▶ WHAT TO DO:
Find how many lines in the data below include the word "styled", then write only that number.

▶ MATERIAL:
* * * * * * * * *
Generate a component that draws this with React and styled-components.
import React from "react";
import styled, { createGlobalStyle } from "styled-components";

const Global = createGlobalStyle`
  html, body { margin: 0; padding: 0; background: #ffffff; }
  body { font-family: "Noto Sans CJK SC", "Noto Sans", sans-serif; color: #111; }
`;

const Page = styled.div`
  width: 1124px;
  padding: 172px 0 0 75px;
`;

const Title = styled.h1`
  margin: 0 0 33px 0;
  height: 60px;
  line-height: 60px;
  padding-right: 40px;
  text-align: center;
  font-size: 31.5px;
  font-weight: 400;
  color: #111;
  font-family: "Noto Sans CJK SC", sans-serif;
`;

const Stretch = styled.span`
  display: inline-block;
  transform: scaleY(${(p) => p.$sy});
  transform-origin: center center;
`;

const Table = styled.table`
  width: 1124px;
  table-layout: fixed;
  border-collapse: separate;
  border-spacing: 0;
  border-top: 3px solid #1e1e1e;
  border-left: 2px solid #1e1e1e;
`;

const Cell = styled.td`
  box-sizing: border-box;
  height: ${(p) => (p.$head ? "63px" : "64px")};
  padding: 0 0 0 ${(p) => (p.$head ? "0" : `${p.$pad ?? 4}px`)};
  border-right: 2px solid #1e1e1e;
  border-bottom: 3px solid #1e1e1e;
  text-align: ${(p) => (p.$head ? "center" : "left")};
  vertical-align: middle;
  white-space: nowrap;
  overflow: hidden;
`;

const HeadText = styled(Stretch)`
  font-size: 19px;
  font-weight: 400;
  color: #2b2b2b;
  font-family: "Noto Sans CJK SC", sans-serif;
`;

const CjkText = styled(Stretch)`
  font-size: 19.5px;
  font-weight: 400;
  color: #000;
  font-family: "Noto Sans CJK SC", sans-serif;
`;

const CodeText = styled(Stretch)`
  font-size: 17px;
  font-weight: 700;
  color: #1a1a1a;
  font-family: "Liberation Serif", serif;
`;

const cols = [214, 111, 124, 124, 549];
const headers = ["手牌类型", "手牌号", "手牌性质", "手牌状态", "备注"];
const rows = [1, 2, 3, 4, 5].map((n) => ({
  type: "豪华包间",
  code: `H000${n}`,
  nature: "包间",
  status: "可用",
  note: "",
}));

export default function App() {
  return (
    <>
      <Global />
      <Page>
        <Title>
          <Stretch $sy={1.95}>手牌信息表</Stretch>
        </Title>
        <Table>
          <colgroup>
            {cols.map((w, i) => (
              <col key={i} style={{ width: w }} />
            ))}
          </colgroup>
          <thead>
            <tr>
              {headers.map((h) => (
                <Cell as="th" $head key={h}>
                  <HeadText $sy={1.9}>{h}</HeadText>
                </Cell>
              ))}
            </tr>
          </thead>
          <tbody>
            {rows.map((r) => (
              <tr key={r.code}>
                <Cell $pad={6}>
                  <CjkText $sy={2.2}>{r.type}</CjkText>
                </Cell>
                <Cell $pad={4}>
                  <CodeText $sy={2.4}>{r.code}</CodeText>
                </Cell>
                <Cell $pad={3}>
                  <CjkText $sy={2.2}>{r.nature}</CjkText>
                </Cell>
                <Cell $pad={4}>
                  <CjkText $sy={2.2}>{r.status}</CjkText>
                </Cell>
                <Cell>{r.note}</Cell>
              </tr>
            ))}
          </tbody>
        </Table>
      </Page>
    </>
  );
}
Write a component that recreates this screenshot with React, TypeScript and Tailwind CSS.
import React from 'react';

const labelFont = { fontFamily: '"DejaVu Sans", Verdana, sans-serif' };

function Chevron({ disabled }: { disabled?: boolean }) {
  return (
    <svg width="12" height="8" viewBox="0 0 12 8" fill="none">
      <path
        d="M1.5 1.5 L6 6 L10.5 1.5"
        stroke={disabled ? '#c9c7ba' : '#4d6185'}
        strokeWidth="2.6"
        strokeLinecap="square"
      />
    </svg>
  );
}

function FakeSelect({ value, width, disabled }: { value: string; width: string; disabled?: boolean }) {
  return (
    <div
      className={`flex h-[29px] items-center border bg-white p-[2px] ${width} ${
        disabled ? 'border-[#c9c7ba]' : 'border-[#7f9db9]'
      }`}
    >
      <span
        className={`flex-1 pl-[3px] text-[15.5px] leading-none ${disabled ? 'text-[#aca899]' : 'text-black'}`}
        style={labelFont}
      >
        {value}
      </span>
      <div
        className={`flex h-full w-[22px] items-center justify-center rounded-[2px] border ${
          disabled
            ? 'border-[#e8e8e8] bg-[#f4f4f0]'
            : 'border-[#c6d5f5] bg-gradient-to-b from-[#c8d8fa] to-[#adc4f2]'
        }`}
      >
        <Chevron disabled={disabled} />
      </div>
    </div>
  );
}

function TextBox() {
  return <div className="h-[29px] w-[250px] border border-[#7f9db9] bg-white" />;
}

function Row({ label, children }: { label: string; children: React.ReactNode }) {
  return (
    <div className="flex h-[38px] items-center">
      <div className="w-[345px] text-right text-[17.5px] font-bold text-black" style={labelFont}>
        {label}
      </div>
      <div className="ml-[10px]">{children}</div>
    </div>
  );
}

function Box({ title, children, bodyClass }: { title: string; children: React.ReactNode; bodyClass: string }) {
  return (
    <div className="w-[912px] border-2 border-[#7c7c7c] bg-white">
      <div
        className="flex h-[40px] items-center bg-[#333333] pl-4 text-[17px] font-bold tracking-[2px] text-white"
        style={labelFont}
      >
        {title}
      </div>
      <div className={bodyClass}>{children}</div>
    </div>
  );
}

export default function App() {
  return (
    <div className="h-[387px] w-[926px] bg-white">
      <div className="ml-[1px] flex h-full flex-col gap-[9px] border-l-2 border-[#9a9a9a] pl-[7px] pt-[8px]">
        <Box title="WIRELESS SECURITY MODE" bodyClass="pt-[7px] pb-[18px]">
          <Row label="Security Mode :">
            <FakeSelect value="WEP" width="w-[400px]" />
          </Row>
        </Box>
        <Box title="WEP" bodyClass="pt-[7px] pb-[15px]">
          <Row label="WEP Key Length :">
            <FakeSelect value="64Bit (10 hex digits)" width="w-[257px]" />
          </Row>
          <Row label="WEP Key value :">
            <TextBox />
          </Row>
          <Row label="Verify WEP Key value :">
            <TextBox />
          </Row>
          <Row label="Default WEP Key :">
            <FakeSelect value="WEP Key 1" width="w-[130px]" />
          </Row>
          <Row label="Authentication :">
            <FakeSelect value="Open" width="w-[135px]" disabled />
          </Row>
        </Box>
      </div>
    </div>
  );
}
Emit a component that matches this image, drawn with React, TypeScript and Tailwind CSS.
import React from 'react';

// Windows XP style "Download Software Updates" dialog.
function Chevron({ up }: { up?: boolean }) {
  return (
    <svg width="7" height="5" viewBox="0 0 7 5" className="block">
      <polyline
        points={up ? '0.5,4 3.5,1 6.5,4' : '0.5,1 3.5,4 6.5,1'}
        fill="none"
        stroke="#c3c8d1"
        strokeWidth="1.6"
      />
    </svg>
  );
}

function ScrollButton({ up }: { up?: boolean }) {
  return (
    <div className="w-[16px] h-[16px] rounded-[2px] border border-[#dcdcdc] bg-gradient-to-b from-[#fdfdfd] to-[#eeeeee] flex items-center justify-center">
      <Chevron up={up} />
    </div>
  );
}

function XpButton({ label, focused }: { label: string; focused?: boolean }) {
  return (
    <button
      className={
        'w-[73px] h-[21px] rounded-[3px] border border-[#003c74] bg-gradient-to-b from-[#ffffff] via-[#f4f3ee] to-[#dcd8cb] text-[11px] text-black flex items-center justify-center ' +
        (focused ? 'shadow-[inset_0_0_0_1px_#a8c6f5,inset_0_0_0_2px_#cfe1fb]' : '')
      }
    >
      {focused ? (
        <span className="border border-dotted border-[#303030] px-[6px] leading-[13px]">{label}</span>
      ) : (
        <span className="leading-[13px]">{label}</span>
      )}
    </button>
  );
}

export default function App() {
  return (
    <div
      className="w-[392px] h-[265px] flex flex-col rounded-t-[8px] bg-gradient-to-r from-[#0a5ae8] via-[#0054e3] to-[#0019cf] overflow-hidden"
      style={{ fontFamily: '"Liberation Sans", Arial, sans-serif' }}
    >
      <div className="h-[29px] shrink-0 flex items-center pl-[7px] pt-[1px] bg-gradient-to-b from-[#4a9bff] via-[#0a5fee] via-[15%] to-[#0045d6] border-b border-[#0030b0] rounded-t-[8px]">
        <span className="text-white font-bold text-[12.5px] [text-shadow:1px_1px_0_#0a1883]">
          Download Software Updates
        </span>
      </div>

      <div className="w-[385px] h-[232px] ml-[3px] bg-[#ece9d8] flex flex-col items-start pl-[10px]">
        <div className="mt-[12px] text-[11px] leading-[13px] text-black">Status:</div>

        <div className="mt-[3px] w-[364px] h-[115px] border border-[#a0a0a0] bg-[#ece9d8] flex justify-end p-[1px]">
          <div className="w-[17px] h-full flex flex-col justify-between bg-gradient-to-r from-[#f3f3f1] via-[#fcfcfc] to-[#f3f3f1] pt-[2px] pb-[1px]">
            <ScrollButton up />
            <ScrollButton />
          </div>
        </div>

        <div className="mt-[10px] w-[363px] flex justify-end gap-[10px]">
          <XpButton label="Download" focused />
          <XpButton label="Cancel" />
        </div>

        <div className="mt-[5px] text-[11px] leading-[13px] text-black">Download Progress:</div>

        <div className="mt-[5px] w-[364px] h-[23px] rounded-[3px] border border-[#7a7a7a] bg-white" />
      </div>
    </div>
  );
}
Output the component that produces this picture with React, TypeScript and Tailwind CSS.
* * * * * * * * *
▶ OUTPUT OF THE TASK:
10